begin Supplied material

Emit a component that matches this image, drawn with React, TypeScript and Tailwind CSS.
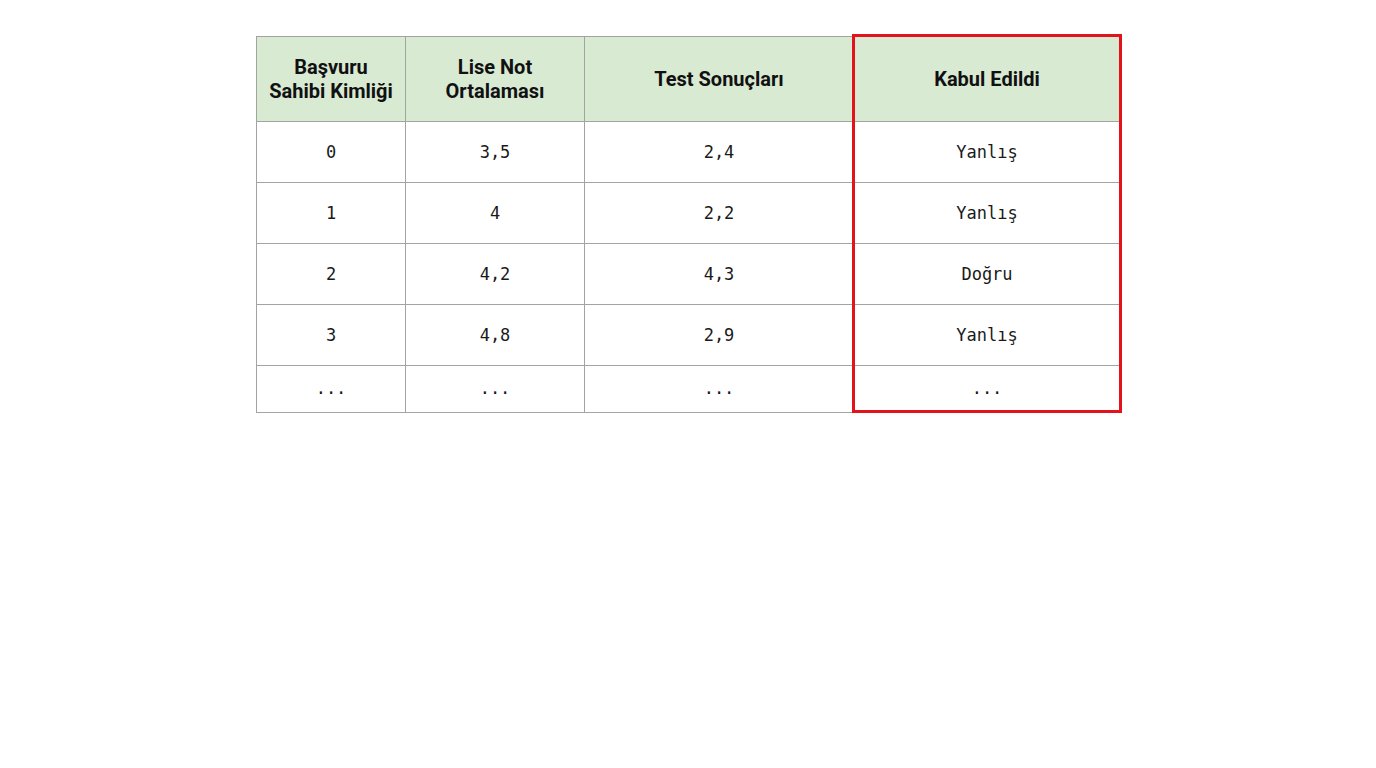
import React from 'react';

const headers = ['Başvuru Sahibi Kimliği', 'Lise Not Ortalaması', 'Test Sonuçları', 'Kabul Edildi'];

const rows = [
  ['0', '3,5', '2,4', 'Yanlış'],
  ['1', '4', '2,2', 'Yanlış'],
  ['2', '4,2', '4,3', 'Doğru'],
  ['3', '4,8', '2,9', 'Yanlış'],
];

const widths = ['w-[149px]', 'w-[179px]', 'w-[269px]', 'w-[267px]'];

const App: React.FC = () => {
  return (
    <div className="w-[1376px] h-[768px] bg-white">
      <div className="pl-[256px] pt-[36px]">
        <div className="relative w-[864px]">
          <table className="border-collapse table-fixed w-[864px]">
            <thead>
              <tr className="h-[85px] bg-[#d9ead3]">
                {headers.map((h, i) => (
                  <th
                    key={i}
                    className={`${widths[i]} border border-[#a3a3a3] px-2 text-center align-middle text-[20px] leading-[24px] font-bold text-[#111] font-['Roboto',sans-serif]`}
                  >
                    {i === 0 ? (<>Başvuru<br />Sahibi Kimliği</>) : i === 1 ? (<>Lise Not<br />Ortalaması</>) : h}
                  </th>
                ))}
              </tr>
            </thead>
            <tbody>
              {rows.map((r, ri) => (
                <tr key={ri} className="h-[61px]">
                  {r.map((c, ci) => (
                    <td
                      key={ci}
                      className="border border-[#a3a3a3] text-center align-middle pt-[2px] text-[17px] text-[#1a1a1a] font-['DejaVu_Sans_Mono','Liberation_Mono',monospace]"
                    >
                      {c}
                    </td>
                  ))}
                </tr>
              ))}
              <tr className="h-[47px]">
                {[0, 1, 2, 3].map((ci) => (
                  <td
                    key={ci}
                    className="border border-[#a3a3a3] text-center align-middle text-[17px] text-[#1a1a1a] font-['DejaVu_Sans_Mono','Liberation_Mono',monospace]"
                  >
                    ...
                  </td>
                ))}
              </tr>
            </tbody>
          </table>
          <div className="absolute left-[596px] top-[-2px] w-[270px] h-[379px] border-[3px] border-[#e3121b] pointer-events-none" />
        </div>
      </div>
    </div>
  );
};

export default App;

end Supplied material

*Stated task*: Please reproduce the listing exactly from its opening line through the line that contains "const headers = ['Başvuru", both included, with all pictures omitted.

*Answer to the exercise*:
Emit a component that matches this image, drawn with React, TypeScript and Tailwind CSS.
import React from 'react';

const headers = ['Başvuru Sahibi Kimliği', 'Lise Not Ortalaması', 'Test Sonuçları', 'Kabul Edildi'];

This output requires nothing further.